I played around briefly with Installjammer (website, github) and at first glance it seems pretty nice. It does seem more targetted towards Windows, but I was able to make an InstallShield type installer within minutes for Linux and was impresed. The biggest thing lacking I saw at first glance was no support for .rpm or .deb files, so I might consider asking what it would take to get those supported if I am still interested. Screenshot of the quick test installer running on Fedora 13:
I will probably be dropping support for SpiderApe in the near future. My previous system had unstable Python code which towards the end of its life I was working on fixing, but this was unbeknonst to me when I first tried using the Python APIs and was quite dissapointed with them. I'm still dissapointed in their lack of good error handling (Python_Init() or w/e its called returns void), but when it works it seems to work decent. Fedora 13 doesn't seem to ship a static lib, so I might try to do a prefixed installation to grab that.
On that note, I fixed the build process to be a lot cleaner with regards to using PREFIX variables on dependencies. The original reason why I started playing with using package uninstalled was mostly related to binutils not exporting everything I'd like it to that was needed for the binutils .sig generation when using rpat as a reference.
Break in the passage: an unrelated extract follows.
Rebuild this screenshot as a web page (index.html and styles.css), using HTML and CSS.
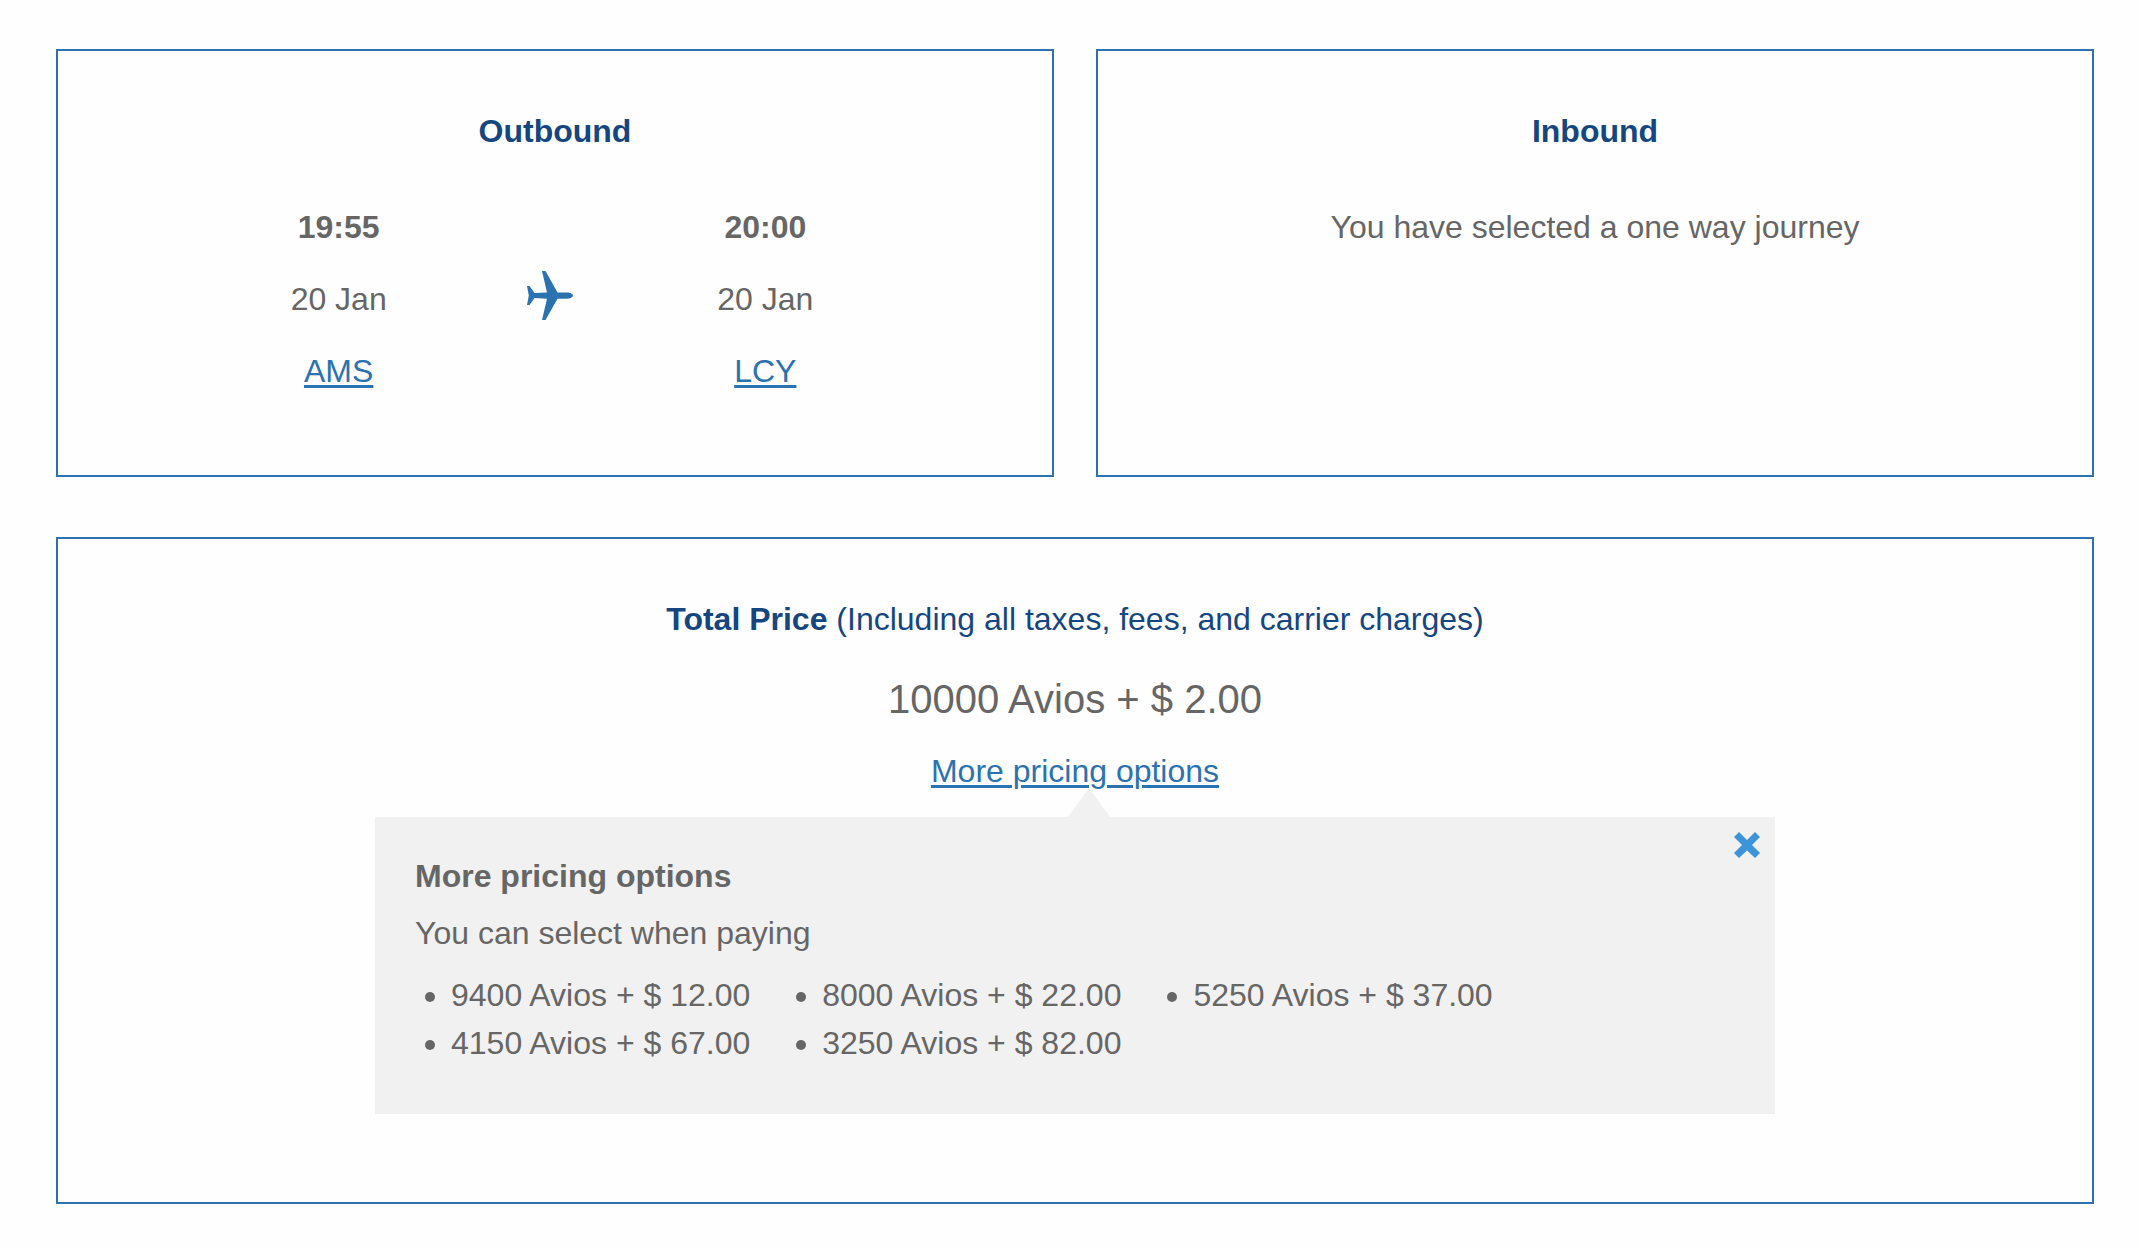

For a number of legal reasons, I'm going to dual license the project under BSD/GPL. I still like the freedom that BSD provides, but for a couple of reasons, including the otherwise inability to distribute binaries, I'm going to tack on a GPL licensing option.
The ELF/object generation system is being rewritten. It used a fixup based linking approach that just didn't work well. The code is much larger than it could have been using a sevearl pass approach. This is likely responsible for the errors that have been occuring and the rewrite seems nearly done and is resulting in much cleaner code.
Tonight I will hopefully finish the ELF rewrite or be very close. But, tonight is the night of fire, and I like fire. So I might be busy. Happy 4th!